Empowerment and disempowerment
Sixth, data empower and data disempower. There’s always been a question mark about what digital technology would do to the relationship between the state and citizen. 'Access to information and to data empower citizens to influence agendas and maximise their opportunities,' was a central message from the World Summit on the Information Society. So to some extent they do. But they empower the powerful more than they empower the powerless. And it should always have been clear that digitalising people’s lives would make surveillance much more likely and likely to become much more pervasive. The data revolution is more likely to shift power away from citizens rather than in their direction. Unless, of course, we act together to achieve a different outcome.

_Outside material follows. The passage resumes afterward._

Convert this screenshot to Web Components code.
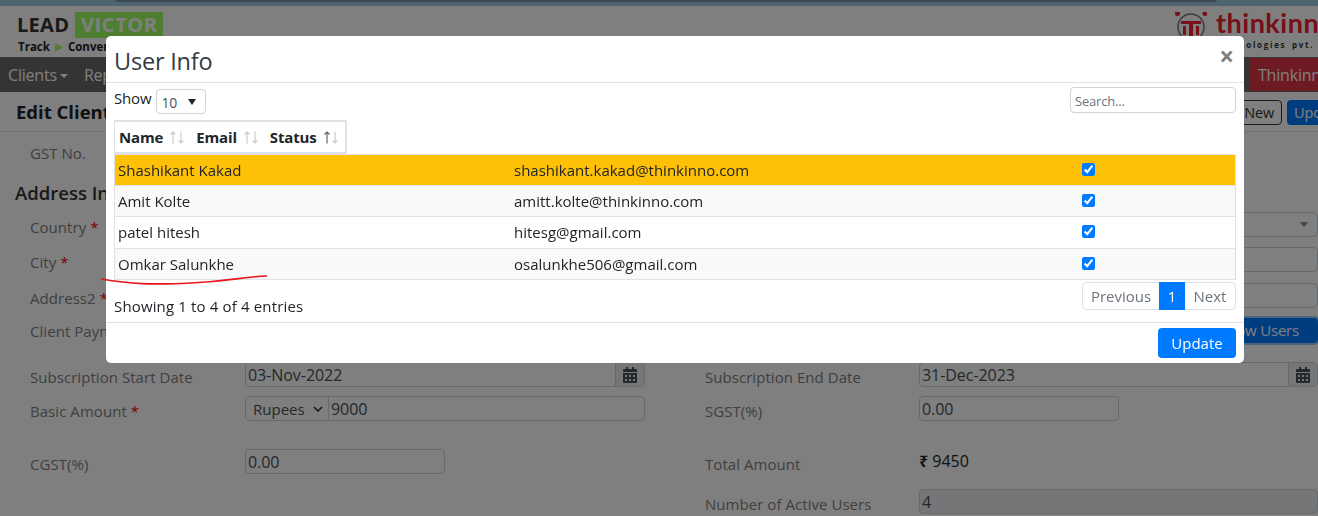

The need to rethink digital governance
None of this is new, but all of it is pressing. Together these six trends – ‘contradictions’ if you will –represent enormous changes from the days when the internet was young and artificial intelligence, as we now understand it, a gleam in the eyes of technologists rather than pressing reality.
Digital governance needs to evolve, and do so rapidly, if it is to address them properly. The surge in authoritarianism around the world makes this more urgent. The parameters for digital governance that emerge from the next few years, as we shift from a world that was predominantly analogue to one that is predominantly digital, will have lasting impact for a generation.
Tinkering with the minutiae of institutions like ICANN and the IGF is no longer adequate for this. Developing competing ethical frameworks to oversee AI is helpful but only really valuable if they lead to actual frameworks for governance. The emergence of competing visions of the internet and its relationship to economy, society and culture is more crucial.
If those of us who care about the future of the internet – and about issues of rights, equality, environment, development and social welfare – are to have an influence on outcomes, we need to think more radically, more comprehensively, more holistically, and above all more imaginatively than is happening right now.